◆ TASK TO CARRY OUT:
Extract each line of the records below that contains the word "components".

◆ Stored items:
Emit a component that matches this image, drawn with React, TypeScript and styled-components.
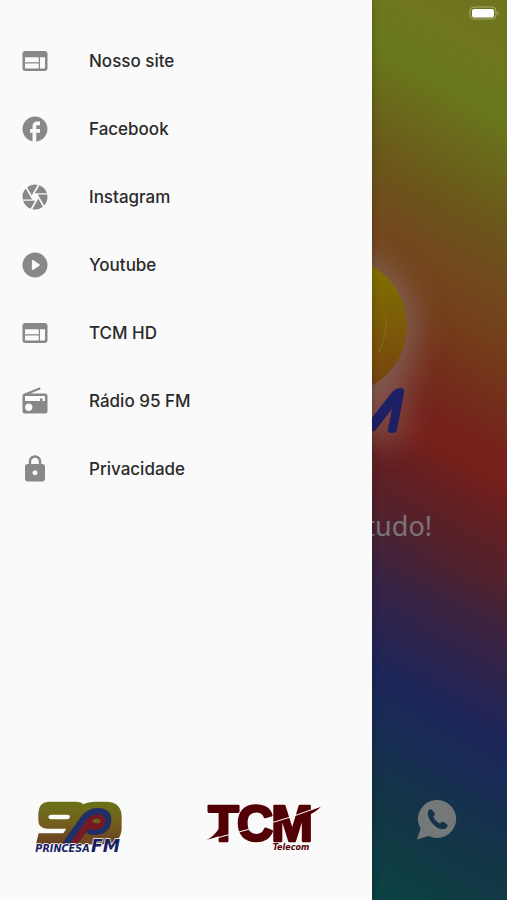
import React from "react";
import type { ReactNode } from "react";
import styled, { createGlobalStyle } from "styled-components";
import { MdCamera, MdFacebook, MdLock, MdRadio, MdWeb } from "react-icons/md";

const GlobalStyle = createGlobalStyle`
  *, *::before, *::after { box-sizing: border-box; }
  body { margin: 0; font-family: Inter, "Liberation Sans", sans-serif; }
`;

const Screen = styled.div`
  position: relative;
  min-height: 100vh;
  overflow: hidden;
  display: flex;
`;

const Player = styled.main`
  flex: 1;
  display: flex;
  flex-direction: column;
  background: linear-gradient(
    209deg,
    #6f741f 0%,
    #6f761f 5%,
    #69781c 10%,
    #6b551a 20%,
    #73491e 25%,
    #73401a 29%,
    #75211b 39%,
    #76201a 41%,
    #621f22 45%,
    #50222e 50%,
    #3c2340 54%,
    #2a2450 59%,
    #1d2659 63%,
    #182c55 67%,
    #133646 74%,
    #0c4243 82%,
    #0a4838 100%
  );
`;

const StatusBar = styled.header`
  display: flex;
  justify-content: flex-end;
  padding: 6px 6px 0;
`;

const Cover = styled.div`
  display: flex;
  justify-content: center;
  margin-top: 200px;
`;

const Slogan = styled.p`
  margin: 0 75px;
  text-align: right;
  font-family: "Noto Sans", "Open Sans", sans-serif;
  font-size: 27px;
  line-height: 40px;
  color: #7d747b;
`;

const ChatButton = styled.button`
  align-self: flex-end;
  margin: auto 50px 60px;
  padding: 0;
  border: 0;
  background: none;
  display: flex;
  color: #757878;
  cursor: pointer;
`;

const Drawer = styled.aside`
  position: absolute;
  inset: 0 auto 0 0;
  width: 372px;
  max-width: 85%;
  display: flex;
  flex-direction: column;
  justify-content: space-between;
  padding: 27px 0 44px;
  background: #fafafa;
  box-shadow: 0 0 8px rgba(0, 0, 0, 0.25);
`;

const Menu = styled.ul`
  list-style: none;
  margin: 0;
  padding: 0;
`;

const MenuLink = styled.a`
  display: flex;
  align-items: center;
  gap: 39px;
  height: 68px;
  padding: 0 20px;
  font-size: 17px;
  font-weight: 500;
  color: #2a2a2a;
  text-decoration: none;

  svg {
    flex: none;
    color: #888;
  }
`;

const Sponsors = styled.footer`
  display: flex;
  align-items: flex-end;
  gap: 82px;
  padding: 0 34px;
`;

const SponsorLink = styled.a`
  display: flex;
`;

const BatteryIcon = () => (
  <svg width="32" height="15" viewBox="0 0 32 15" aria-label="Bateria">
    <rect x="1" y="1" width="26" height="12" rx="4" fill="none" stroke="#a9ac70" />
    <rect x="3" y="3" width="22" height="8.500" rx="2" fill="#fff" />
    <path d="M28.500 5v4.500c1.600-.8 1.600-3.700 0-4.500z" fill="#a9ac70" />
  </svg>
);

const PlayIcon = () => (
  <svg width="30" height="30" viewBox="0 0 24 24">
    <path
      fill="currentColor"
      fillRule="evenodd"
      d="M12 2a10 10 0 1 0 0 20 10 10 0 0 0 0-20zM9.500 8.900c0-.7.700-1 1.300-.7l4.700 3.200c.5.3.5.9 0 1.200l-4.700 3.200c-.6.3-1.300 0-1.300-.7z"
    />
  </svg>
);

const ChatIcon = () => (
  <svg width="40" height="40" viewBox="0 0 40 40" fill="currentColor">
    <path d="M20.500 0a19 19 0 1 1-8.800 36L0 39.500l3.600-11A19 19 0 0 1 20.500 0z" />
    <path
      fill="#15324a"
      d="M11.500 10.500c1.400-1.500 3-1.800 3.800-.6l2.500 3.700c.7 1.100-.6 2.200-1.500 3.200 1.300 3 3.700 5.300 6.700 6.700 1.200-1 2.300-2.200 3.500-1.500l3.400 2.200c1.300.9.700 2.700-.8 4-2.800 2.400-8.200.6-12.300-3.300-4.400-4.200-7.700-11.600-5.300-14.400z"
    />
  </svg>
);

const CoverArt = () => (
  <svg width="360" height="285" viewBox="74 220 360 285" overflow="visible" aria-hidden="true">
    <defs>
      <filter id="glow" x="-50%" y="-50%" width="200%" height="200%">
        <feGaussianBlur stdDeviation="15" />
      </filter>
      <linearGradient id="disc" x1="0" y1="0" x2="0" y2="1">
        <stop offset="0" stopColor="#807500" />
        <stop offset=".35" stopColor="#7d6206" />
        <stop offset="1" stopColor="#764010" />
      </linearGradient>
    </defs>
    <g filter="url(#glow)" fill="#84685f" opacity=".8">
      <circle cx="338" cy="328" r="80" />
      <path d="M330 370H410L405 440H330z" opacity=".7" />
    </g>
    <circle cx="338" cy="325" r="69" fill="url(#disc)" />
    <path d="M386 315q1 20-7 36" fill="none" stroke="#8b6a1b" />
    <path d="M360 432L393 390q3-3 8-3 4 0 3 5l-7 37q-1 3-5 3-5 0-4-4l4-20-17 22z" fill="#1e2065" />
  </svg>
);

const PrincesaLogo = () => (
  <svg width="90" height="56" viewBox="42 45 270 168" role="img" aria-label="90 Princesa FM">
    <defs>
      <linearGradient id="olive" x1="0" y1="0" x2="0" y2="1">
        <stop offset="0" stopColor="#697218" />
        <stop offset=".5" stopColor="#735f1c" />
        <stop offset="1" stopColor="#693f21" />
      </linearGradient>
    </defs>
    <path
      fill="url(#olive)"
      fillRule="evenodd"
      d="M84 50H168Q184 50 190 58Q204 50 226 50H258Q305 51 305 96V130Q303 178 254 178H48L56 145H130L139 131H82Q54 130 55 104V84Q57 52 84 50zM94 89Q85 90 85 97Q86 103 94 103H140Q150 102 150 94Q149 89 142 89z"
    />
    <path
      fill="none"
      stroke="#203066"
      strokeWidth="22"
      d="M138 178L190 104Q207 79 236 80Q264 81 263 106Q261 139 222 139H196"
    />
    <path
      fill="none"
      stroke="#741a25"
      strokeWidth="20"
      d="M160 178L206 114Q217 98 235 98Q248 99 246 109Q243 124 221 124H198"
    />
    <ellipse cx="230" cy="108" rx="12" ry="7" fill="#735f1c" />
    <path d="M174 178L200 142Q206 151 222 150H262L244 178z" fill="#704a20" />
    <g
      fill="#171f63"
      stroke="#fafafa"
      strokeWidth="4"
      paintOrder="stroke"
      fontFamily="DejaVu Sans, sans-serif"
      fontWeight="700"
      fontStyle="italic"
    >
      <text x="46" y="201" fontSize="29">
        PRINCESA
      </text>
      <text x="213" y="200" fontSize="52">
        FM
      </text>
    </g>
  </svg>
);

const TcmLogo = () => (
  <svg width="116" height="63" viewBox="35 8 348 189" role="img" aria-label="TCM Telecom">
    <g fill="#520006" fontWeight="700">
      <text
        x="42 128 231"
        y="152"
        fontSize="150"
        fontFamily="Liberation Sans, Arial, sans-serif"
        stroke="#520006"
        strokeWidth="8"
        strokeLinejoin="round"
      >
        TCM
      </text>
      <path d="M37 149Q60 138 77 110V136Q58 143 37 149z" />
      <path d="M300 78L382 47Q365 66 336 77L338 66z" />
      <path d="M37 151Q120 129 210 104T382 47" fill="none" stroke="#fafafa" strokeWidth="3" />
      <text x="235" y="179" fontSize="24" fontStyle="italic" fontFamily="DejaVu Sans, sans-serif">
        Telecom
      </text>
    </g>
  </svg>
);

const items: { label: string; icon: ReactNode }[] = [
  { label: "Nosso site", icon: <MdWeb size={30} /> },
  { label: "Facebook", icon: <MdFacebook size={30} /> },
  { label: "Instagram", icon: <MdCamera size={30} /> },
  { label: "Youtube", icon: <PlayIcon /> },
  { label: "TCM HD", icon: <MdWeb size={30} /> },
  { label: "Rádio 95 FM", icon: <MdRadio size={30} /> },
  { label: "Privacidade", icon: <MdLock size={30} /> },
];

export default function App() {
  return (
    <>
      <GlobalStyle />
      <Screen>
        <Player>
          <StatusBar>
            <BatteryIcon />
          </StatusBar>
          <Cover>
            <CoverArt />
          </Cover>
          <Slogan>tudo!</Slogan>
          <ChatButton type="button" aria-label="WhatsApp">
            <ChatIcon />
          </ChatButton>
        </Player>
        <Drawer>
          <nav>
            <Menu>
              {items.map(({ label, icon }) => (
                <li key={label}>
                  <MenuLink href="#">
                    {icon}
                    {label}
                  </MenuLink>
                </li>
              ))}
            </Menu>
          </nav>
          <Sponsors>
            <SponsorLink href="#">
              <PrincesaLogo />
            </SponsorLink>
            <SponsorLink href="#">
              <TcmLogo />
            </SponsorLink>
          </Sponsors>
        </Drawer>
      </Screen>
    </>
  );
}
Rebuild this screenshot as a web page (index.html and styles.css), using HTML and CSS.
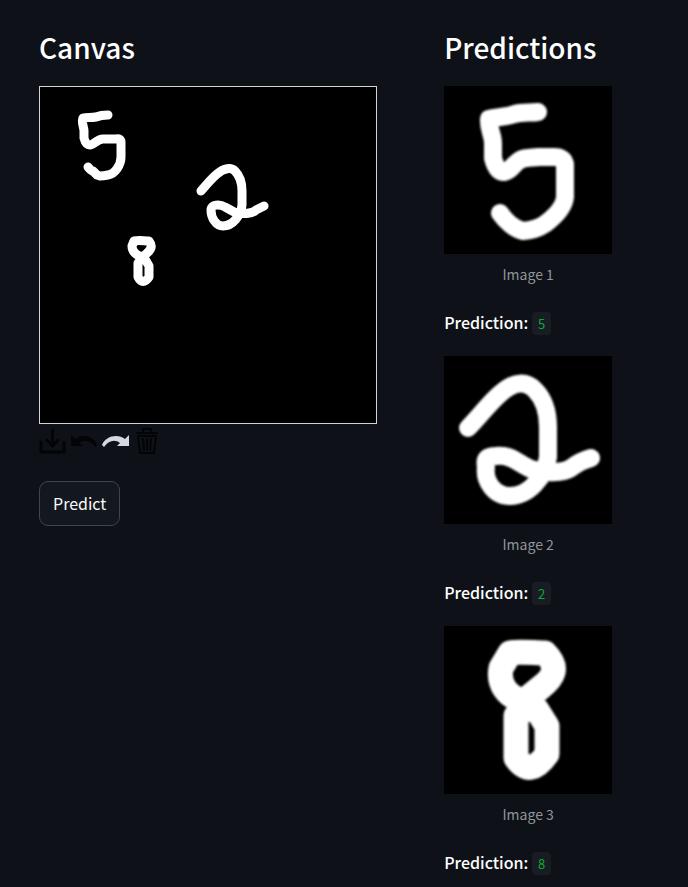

◆ COMPLETED EXERCISE:
Emit a component that matches this image, drawn with React, TypeScript and styled-components.
import styled, { createGlobalStyle } from "styled-components";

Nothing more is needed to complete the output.